Berenger represents Ionesco in other ways as well. He, like Ionesco, searches for ultimate meaning and truth in life. Berenger admires his friends, especially Jean, and he looks to them to find what he is searching for. He cannot understand them because they are foolish and nonsensical, but he assumes that they are too wise and knowledgeable for him to understand. He knows that he has not found ultimate truth in life, but he believes that if he could just become smart like the logician or cultured like Jean, he would find that for which he is searching. His admiration for his friends provides some clue as to why he is so upset when they begin to transform into rhinoceroses. He believes and trusts in them, and he tries to become like them himself. When they become rhinoceroses, Berenger feels let down and also has a sense of personal betrayal. He says, after Jean has turned into a rhinoceros, "I never would have thought it of him, never!" (69). Berenger cannot comprehend the reason for Jean's transformation, and he tries to rationalize it by saying that Jean was "temporarily unbalanced" (75). Berenger is especially distraught when the logician changes because he thinks that the logician would have been able to prove to Dudard that the rhinoceroses are intrinsically evil and not just a natural phenomenon. Berenger's world becomes overshadowed by an encroaching nightmare as his friends succumb to the rhinoceroses one by one. His beliefs in reason, culture, and ultimately love are slowly but inexorably shattered. He is thus cast, alone and adrift, into a hostile, incomprehensible universe.
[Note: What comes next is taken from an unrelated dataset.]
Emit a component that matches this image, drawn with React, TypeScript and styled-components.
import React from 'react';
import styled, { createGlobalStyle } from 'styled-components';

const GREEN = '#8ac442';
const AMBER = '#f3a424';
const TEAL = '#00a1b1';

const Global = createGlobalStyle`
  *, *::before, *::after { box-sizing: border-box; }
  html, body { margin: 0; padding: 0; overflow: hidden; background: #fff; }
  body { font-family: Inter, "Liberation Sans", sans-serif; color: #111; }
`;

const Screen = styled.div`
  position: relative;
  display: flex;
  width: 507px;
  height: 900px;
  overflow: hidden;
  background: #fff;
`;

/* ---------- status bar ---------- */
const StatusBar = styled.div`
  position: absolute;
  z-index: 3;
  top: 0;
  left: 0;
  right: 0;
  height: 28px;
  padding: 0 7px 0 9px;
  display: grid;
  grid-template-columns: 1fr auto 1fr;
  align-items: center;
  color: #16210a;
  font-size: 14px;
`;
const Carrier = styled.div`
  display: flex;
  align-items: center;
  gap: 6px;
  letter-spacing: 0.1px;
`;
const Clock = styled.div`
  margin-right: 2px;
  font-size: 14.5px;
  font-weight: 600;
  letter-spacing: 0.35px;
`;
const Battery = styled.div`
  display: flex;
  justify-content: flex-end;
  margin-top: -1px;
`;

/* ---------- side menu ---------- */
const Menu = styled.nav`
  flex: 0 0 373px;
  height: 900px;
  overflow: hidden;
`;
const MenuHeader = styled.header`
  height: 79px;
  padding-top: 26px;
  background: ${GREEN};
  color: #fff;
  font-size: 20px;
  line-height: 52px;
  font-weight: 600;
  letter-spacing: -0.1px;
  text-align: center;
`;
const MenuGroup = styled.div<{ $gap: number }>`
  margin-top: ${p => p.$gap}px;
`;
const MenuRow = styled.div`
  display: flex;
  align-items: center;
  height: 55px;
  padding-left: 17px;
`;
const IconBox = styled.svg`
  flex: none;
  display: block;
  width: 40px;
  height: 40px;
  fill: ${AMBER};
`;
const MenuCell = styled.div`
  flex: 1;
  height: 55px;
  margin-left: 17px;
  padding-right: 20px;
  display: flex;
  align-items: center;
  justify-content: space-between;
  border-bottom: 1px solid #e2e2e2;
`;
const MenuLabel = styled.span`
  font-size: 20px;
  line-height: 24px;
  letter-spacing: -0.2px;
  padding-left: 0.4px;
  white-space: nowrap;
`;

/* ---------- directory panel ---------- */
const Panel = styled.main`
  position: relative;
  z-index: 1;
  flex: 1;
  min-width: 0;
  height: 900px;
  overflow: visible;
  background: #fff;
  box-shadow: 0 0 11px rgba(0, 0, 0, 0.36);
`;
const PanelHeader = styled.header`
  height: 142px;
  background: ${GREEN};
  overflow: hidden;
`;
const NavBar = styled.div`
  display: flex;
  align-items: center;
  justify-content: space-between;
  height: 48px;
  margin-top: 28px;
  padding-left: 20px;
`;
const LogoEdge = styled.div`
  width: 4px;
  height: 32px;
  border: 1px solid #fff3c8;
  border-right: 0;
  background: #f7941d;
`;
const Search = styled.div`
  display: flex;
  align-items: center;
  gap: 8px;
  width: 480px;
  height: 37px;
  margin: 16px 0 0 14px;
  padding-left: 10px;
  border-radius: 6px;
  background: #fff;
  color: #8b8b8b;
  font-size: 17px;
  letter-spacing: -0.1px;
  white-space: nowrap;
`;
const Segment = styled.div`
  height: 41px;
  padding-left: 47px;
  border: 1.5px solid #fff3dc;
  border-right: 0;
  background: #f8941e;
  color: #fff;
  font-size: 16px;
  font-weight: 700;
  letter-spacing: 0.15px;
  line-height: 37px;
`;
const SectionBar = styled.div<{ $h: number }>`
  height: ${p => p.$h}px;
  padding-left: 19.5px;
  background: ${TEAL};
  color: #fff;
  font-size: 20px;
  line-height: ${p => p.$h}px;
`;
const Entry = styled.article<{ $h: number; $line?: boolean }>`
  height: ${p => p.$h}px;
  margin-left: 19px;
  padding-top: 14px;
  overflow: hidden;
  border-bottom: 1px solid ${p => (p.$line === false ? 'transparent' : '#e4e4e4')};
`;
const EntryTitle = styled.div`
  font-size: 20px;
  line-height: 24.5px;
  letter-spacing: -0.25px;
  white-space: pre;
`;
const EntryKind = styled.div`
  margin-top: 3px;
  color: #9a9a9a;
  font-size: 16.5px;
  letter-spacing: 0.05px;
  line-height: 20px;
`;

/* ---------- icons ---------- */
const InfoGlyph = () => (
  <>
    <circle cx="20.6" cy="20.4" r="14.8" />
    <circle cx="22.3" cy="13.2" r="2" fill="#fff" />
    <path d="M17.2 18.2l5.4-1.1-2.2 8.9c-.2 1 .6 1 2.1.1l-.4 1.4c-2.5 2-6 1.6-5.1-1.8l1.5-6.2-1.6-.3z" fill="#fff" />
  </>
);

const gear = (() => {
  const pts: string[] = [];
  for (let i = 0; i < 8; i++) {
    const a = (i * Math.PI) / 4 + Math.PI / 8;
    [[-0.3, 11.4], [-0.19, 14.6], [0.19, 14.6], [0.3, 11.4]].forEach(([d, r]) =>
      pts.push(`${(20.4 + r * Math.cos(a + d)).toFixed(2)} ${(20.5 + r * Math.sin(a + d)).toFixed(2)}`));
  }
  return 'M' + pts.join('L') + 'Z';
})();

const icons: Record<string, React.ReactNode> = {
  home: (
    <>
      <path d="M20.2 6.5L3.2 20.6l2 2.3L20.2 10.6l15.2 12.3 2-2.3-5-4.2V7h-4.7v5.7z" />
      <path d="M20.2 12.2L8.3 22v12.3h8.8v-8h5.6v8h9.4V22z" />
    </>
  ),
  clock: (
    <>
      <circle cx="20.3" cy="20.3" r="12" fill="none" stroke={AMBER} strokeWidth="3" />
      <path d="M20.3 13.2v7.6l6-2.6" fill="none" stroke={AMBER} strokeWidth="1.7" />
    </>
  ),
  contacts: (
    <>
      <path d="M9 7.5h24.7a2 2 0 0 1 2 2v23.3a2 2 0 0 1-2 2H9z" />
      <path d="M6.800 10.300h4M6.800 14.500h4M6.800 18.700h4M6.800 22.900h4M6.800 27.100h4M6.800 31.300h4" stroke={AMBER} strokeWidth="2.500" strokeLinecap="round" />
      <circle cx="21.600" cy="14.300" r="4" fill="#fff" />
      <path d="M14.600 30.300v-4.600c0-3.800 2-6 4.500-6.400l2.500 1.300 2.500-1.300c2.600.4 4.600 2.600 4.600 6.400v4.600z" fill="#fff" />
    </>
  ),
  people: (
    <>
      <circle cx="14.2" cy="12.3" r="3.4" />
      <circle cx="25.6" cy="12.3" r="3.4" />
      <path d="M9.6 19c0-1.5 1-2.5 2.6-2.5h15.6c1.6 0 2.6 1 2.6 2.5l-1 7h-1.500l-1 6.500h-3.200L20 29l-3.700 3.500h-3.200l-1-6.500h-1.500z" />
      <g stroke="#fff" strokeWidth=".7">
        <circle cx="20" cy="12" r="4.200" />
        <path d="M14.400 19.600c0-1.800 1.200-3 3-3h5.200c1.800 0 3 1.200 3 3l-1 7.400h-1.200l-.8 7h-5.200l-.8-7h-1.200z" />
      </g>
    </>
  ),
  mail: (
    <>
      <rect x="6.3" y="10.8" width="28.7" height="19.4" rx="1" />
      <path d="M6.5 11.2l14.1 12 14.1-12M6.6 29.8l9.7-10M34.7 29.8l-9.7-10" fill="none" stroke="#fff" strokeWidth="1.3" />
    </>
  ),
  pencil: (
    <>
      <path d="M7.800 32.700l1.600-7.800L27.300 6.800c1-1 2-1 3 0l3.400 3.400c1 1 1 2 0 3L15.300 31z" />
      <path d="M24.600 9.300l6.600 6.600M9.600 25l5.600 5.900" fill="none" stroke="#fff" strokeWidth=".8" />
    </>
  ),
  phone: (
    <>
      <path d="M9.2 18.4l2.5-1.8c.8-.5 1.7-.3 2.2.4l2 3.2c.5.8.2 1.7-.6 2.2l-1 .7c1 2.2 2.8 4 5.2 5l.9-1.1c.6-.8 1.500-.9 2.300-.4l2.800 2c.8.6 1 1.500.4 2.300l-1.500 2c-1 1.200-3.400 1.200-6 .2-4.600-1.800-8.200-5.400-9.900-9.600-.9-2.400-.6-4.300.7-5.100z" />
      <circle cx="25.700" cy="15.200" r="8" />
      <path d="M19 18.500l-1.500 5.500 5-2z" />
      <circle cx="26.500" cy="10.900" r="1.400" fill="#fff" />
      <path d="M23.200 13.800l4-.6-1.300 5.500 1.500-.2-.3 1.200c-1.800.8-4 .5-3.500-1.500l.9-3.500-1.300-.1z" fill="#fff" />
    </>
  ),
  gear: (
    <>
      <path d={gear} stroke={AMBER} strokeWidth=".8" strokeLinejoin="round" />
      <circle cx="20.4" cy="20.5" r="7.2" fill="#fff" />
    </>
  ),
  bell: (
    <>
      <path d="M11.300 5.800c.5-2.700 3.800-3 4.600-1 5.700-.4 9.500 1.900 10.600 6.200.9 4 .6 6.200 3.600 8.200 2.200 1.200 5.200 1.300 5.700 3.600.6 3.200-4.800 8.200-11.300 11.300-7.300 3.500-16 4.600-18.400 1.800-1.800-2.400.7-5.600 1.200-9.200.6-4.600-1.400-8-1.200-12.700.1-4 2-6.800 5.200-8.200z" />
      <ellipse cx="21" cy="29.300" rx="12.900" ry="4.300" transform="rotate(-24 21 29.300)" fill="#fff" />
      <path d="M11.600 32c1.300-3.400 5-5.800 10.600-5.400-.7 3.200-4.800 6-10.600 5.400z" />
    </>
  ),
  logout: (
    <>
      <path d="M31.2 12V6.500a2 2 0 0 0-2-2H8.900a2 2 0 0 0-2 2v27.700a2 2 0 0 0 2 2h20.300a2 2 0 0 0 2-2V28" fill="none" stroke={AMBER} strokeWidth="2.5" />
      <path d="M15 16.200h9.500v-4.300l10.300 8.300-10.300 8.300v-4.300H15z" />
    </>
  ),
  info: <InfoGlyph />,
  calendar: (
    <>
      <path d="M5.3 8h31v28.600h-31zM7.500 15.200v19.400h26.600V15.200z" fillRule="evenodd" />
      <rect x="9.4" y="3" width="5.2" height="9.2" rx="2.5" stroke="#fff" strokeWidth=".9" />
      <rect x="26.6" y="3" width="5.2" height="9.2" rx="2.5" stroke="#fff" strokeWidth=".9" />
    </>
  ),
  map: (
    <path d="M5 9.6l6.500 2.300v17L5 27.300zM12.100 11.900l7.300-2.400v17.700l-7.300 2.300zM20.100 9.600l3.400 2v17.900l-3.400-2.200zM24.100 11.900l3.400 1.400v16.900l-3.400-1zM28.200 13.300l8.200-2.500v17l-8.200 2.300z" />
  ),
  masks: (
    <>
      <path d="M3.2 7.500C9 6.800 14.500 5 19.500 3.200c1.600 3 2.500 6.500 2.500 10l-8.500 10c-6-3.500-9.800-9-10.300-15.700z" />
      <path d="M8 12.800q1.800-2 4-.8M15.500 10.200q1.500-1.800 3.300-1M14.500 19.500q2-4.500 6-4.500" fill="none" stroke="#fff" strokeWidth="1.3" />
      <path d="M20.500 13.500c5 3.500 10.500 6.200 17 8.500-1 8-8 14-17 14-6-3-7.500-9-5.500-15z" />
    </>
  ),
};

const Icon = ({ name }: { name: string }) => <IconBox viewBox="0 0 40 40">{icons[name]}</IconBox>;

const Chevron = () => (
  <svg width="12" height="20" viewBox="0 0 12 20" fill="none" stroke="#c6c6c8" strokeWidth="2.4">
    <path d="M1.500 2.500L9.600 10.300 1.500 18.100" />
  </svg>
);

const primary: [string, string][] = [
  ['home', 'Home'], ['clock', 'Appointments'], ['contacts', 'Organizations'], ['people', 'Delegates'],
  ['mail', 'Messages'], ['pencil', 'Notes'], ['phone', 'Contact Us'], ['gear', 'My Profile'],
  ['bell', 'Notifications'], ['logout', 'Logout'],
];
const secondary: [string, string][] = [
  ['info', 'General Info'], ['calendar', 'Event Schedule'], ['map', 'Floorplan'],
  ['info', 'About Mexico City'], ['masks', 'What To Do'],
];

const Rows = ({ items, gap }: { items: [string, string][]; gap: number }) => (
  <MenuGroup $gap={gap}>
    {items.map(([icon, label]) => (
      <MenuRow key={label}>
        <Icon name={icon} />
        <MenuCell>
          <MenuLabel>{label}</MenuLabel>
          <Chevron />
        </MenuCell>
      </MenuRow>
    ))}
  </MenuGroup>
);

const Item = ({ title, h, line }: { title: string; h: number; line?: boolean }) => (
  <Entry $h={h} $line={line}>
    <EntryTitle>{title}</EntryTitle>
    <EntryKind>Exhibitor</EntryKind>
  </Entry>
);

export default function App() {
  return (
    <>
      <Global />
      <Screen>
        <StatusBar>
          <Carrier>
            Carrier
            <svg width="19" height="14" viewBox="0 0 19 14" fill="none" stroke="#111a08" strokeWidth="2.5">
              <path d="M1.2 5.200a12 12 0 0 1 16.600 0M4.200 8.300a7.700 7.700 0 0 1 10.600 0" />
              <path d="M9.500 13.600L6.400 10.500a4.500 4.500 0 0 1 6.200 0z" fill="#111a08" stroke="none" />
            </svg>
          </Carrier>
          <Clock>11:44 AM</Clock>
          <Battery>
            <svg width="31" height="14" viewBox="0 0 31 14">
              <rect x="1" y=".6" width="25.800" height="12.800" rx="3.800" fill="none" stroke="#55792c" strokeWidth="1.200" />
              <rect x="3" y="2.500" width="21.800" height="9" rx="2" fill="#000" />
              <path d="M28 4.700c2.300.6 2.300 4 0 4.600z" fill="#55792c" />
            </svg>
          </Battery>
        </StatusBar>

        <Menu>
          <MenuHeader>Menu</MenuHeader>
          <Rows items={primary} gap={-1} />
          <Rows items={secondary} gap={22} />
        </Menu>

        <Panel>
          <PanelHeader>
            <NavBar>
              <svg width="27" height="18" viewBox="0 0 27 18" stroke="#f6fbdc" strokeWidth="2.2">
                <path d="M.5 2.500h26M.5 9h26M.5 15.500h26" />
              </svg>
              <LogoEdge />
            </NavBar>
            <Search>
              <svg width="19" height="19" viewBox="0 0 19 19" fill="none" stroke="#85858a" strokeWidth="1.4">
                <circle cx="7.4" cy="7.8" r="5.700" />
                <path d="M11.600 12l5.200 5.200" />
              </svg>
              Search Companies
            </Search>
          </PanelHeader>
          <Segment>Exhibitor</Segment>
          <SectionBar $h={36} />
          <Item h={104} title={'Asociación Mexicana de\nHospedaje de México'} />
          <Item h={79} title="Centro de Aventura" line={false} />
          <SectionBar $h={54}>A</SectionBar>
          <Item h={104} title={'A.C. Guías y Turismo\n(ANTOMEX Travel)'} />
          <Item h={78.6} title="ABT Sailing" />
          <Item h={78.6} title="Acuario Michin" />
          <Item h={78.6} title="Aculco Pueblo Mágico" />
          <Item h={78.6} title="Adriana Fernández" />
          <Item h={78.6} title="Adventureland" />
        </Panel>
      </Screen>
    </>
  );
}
Despite having a physical transformation like other characters, Berenger had a moral change in character. As Camus said, " people have faith in nothing except what he experiences and senses." Berenger never experienced anything he would consider worthy, thus he is bored by work and life. All he does is drink and wonders if life is a dream. Because if life was a dream it would explain his absurd logic and he would be able to reveal is desires. His lack of passion and thirst for life is incomprehensible to those around him, such as Jean. Berenger acts as if life is meaningless; life is a meaningless waiting room for death. Ionesco leaves Berenger in his true form, because he is the only character who held on tightly to his human identity and kept the thought that life is meaningless, irrational and absurd.